SCTV fans take note: “Profile” includes a clip from 1946’s Humoresque that was the very direct inspiration for a scene in New York Rhapsody.
A “vintage featurette” called Behind the Scenes with Baby Jane lasts six minutes, 35 seconds. It provides nothing but the most rudimentary of notes about the production and prefers to show film clips. We see a few decent shots from the set, but this one remains boring and promotional most of the time.
Finally, we get a December 1962 excerpt from The Andy Williams Show with Bette Davis. This two-minute and three-second clip shows Davis as she croons a terrible pop tune inspired by the movie. She also almost does the Twist. A complete train wreck, fans would want to buy this set just for this amazing piece of footage.
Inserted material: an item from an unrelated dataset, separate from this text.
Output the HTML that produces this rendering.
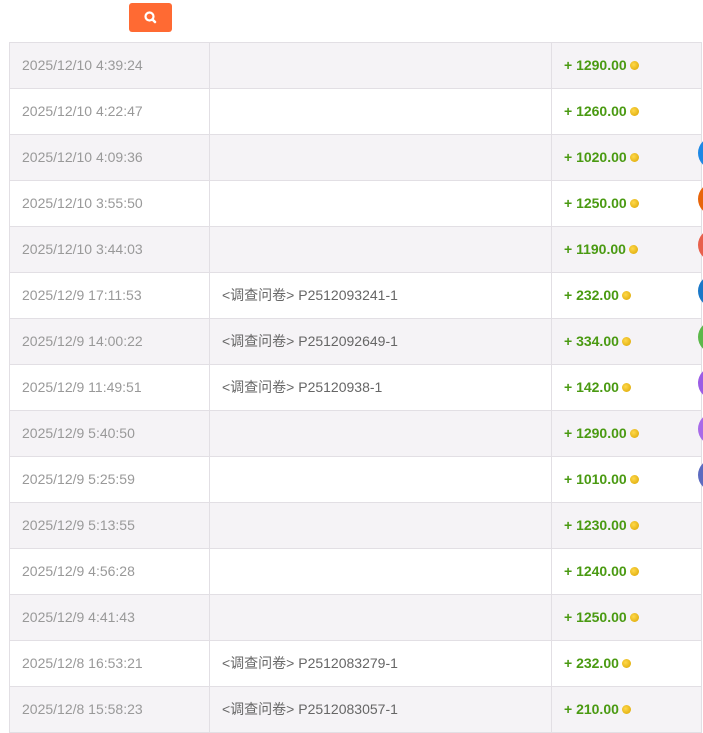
<!DOCTYPE html>
<html><head><meta charset="utf-8"><style>
body{margin:0;width:703px;height:732px;overflow:hidden;background:#fff;font-family:"Liberation Sans","Noto Sans CJK SC",sans-serif;position:relative}
.btn{position:absolute;left:129px;top:3px;width:43px;height:29px;background:#ff6a33;border-radius:3px}
table{position:absolute;left:9px;top:42px;border-collapse:collapse;width:693px}
td{border:1px solid #e2dfe4;height:45px;padding:0 0 2px 12px;box-sizing:border-box;font-size:14px;color:#999}
tr{height:46px}
tr:nth-child(odd) td{background:#f5f3f6}
td.c2{color:#666}
td.c3{color:#4a9a12;font-weight:bold}
.coin{display:inline-block;width:9px;height:9px;border-radius:50%;background:radial-gradient(circle at 40% 40%,#ffd84a,#d9a400);margin-left:3px;vertical-align:0}
.dot{position:absolute;left:698px;width:32px;height:32px;border-radius:50%}
</style></head><body>
<div class="btn"><svg width="43" height="29" viewBox="0 0 43 29"><circle cx="20.5" cy="13.5" r="4" fill="none" stroke="#fff" stroke-width="2.2"/><line x1="23.5" y1="16.5" x2="26" y2="19" stroke="#fff" stroke-width="2.6" stroke-linecap="round"/></svg></div>
<table>
<colgroup><col style="width:200px"><col style="width:342px"><col></colgroup>
<tr><td>2025/12/10 4:39:24</td><td class="c2"></td><td class="c3">+ 1290.00<span class="coin"></span></td></tr>
<tr><td>2025/12/10 4:22:47</td><td class="c2"></td><td class="c3">+ 1260.00<span class="coin"></span></td></tr>
<tr><td>2025/12/10 4:09:36</td><td class="c2"></td><td class="c3">+ 1020.00<span class="coin"></span></td></tr>
<tr><td>2025/12/10 3:55:50</td><td class="c2"></td><td class="c3">+ 1250.00<span class="coin"></span></td></tr>
<tr><td>2025/12/10 3:44:03</td><td class="c2"></td><td class="c3">+ 1190.00<span class="coin"></span></td></tr>
<tr><td>2025/12/9 17:11:53</td><td class="c2">&lt;调查问卷&gt; P2512093241-1</td><td class="c3">+ 232.00<span class="coin"></span></td></tr>
<tr><td>2025/12/9 14:00:22</td><td class="c2">&lt;调查问卷&gt; P2512092649-1</td><td class="c3">+ 334.00<span class="coin"></span></td></tr>
<tr><td>2025/12/9 11:49:51</td><td class="c2">&lt;调查问卷&gt; P25120938-1</td><td class="c3">+ 142.00<span class="coin"></span></td></tr>
<tr><td>2025/12/9 5:40:50</td><td class="c2"></td><td class="c3">+ 1290.00<span class="coin"></span></td></tr>
<tr><td>2025/12/9 5:25:59</td><td class="c2"></td><td class="c3">+ 1010.00<span class="coin"></span></td></tr>
<tr><td>2025/12/9 5:13:55</td><td class="c2"></td><td class="c3">+ 1230.00<span class="coin"></span></td></tr>
<tr><td>2025/12/9 4:56:28</td><td class="c2"></td><td class="c3">+ 1240.00<span class="coin"></span></td></tr>
<tr><td>2025/12/9 4:41:43</td><td class="c2"></td><td class="c3">+ 1250.00<span class="coin"></span></td></tr>
<tr><td>2025/12/8 16:53:21</td><td class="c2">&lt;调查问卷&gt; P2512083279-1</td><td class="c3">+ 232.00<span class="coin"></span></td></tr>
<tr><td>2025/12/8 15:58:23</td><td class="c2">&lt;调查问卷&gt; P2512083057-1</td><td class="c3">+ 210.00<span class="coin"></span></td></tr>
</table>
<div class="dot" style="top:137px;background:#1e88e5"></div>
<div class="dot" style="top:183px;background:#e8650a"></div>
<div class="dot" style="top:229px;background:#e8604c"></div>
<div class="dot" style="top:275px;background:#1a78c8"></div>
<div class="dot" style="top:321px;background:#5cb84a"></div>
<div class="dot" style="top:367px;background:#9b5de5"></div>
<div class="dot" style="top:413px;background:#a86ae8"></div>
<div class="dot" style="top:459px;background:#5c6bc0"></div>
</body></html>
History may regard What Ever Happened to Baby Jane? as a camp classic, but I think it deserves a better fate than that. The movie works as a fairly creepy piece of character horror that just happens to boast fun performances from a pair of legendary actresses. The DVD gives us decent picture and audio along with a mix of fine extras. The lackluster movie presentation means this isn’t a killer DVD, but it’s a pretty good package overall and fans will enjoy it.